Contra todo pronóstico y con un presupuesto de apenas un dólar al año, el Museo del Instituto de Zoología Agrícola de Maracay, en Venezuela, sigue de pie.
Una carretera deteriorada, cubierta por la maleza, conduce a la edificación, construida en 1948, que alberga la colección de libélulas más grande de Latinoamérica y otros 3 millones y medio de insectos, en cuyos organismos los científicos pueden encontrar información de enfermedades, sobre el cambio climático o sobre moléculas para desarrollar nuevos fármacos.

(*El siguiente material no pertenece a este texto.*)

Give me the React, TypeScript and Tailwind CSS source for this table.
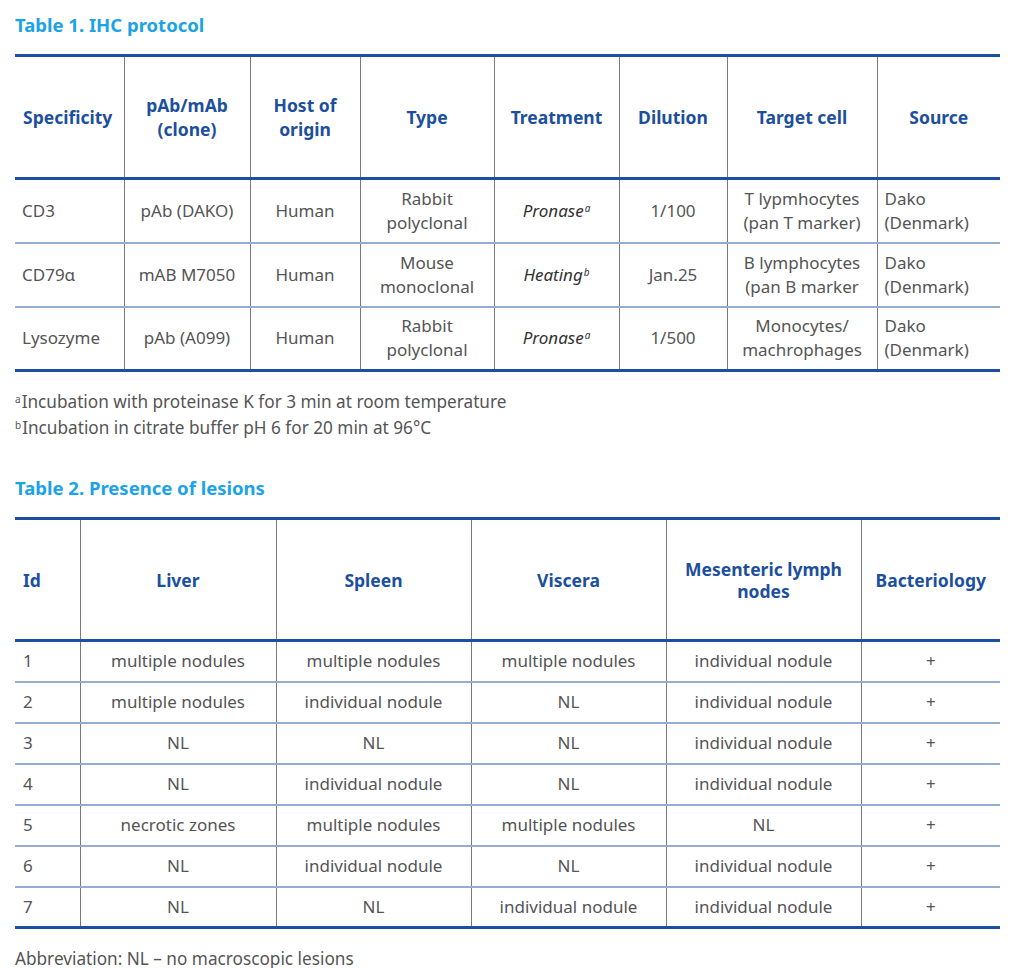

“No contamos con nada, todo lo que necesitamos lo tenemos que generar, ya sea a través de donaciones o por visitas guiadas. Eso, por supuesto, mantiene al personal sumamente estresado, preocupado, porque no sabe el día de mañana cómo vamos a seguir funcionando. Y lo importante es que este es un patrimonio de Venezuela para el mundo, que no se puede perder”, sostiene el director de la institución, Pedro Clavijo, entomólogo, especialista en agricultura y pesca.
Una luz parpadea en la entrada del museo, de inmediato, Clavijo interrumpe. “Esta oscuridad no es para proteger las obras, sino simplemente porque no tenemos bombillo”, aclara.
El dinero que habían reunido para comprar las lámparas tuvo que gastarse en reparar la bomba de agua. Y así operan, resolviendo una avería tras otra.
“La situación que más nos estresa es la falta del aire acondicionado, no en nuestras oficinas, porque ninguna tiene aire acondicionado, pero sí las colecciones de insectos. Deben tener condiciones de humedad y temperatura para evitar que se deteriore. Cuando eso ocurre, ustedes nos van a ver por las redes sociales pidiendo auxilio”.
La última vez que el aire se dañó, los aportes de una fundación europea les permitieron repararlo. “No sabemos si la próxima crisis, que seguramente vendrá en cualquier momento, vamos a ser capaces de obtener unos recursos como esos”, lamenta Clavijo.
En Caracas, la delincuencia puso contra las cuerdas al Instituto de Medicina Tropical, que también subsiste gracias a donaciones privadas. En los últimos 5 años, se reportaron 86 robos en el lugar.
“Se llevaron computadores, impresoras, fotocopiadoras, pipetas ¡Qué no se llevaron! ¡Hasta las engrapadoras! El día que yo llegué y mi sección estaba toda en el pasillo, destruida, con todas las tesis, los trabajos, los tubos de ensayo, todo en el suelo, lloramos como si se nos hubiera muerto alguien”, recuerda la doctora en parasitología, Belkisyolé Alarcón de Noya, directora del instituto.
Este año, el Estado venezolano restituyó algunos de los equipos robados y financió la restauración de sus instalaciones, pero lo que no se recupera, según la directiva del centro, es el recurso humano. El instituto solía tener 80 empleados. Hoy la mitad de ellos han renunciado por la crisis económica.
“¿Hasta cuándo aguantamos? Hasta que el cuerpo pueda, hasta que yo pueda subir las escaleras, hasta que pueda dar las conferencias. Yo ya estoy jubilada desde 2007, y aquí estamos. Nosotros los años de la pandemia no dejamos de trabajar un solo día, a pesar de los robos”, exclama.
En Venezuela, el 4,61 % del presupuesto de la nación se destina a ciencia y tecnología, según la presidencia de la República.
Más allá de estos números, los investigadores venezolanos confiesan que, repetidamente, sacan dinero de sus propias cuentas para velar porque la ciencia no quede rezagada.